Хлебниковские покойники задают более высокий градус абсурдности нежели гоголевские, воплощая мотив ‘покойник, оживающий и становящийся полноценным человеком’. Так, пьеса «Мирсконца» открывается бегством умершего с собственных похорон, ср.:

< Поля > Подумай только: меня, человека уже лет 70, положить, связать и спеленать, посыпать молью. Да кукла я, что ли?… Лошади в черных простынях… Телега медленно движется, вся белая, а я в ней точно овощ: лежи и молчи, вытянув ноги… [Я] вскочил…. сел прямо на извозчика и полетел сюда…, а они: «лови! лови!» [4: 239];

а оканчивается его полным помолодением. Воскрешение покойников – притом в харчевне, то есть месте, где едят, – имеет место и в «Ошибке смерти».

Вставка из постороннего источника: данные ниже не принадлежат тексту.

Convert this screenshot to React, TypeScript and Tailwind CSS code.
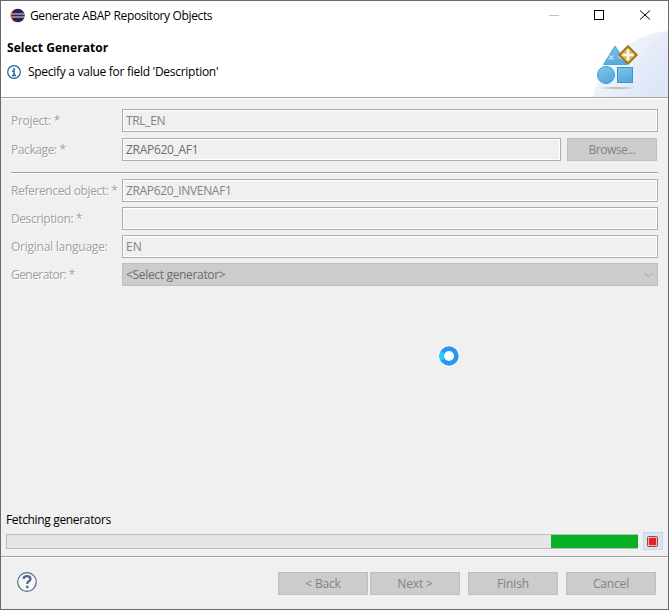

В харчевне веселых мертвецов-трупов Барышня Смерть правит бал. Она пьет красный сок (очевидно, кровь) через золотую трубочку. В ее подчинении —12 мертвецов, каждый со своим стаканом. 13-й посетитель харчевни (этакий Иуда), явившись на бал незваным гостем, требует собственный стакан. Пожелав использовать в этом качестве череп Барышни Смерти, он тем самым умерщвляет ее. В момент ее гибели 12 мертвецов немедленно воскресают. На этом пьеса, однако, не кончается. Ее финальный аккорд – перескок на рамку театрального действия:

<Барышня Смерть> (подымая голову) Дайте мне «Ошибку г-жи Смерти». (Перелистывает ее) Я все доиграла (вскакивает с места) и могу присоединиться к вам. Здравствуйте, господа! [4: 259].

В свою очередь, Крученых посвятил покойнику, убитому на войне, но затем оживающему, поэму «Полуживой» (1913). В 1913 году она была опубликована отдельным изданием с иллюстрациями Михаила Ларионова. Непосредственно с хармсовским героем перекликается локус ада (т. е. загробного мира), оживающий в аду покойник и его гастрономические признания:

Я хилый бледный смрадный

Вошел во ад как в дом

Стоял там воздух чадный

Меня обдали кипятком <…>

Тут я узрел родное племя

И сны ощупал на яву

Носил давно я пытки бремя

И прокричал сквозь гом: живу!

Люблю я печь и свист заклятий

Люблю кипенье казана <…> [Крученых 2001: 330].

Показательно и окончание поэмы, кстати, с нагнетанием абсурда:

И смертерадостный мертвец

Заснул я тут впервые

Зарю увидел и венец

И стал толстеть я как живые [Крученых 2001: 332].

Майринковский «Ангел западного окна» тоже содержал топику, которая просматривается в «Лапе». Там действуют два покойника: один работает шофером при Исаис – воплощении сил зла, другой же, напротив, служит силам добра, а именно сторожит руины горного замка Эльзбетштейн от Исаис. Второй, сторож замка, репрезентирует сразу два востребованных Хармсом мотива: ‘оживающий покойник’ и ‘покойник и еда’, ср.:

«Там, на деревянном остове… сидел труп седовласого старца. Рядом, на ветхом очаге, – глиняный горшок с остатками молока и плесневелая корка хлеба. Внезапно старик открыл глаза и оцепенел, не сводя с нас немигающего взгляда… [С]тарик непрерывно качал головой» [Майринк 1992: 165];

«Взяв корку хлеба, он принялся старательно ее глодать своими беззубыми деснами» [Майринк 1992: 170].

Покойник Хармса, хотя на первый взгляд это и не очень ощутимо, придает «Лапе» египетскую окраску. Дело в том, что в европейской и русской литературной традиции Египет чаще всего подавался как цивилизация смерти, а потому мумии, гробницы и погребальные ритуалы были его непременными атрибутами[530].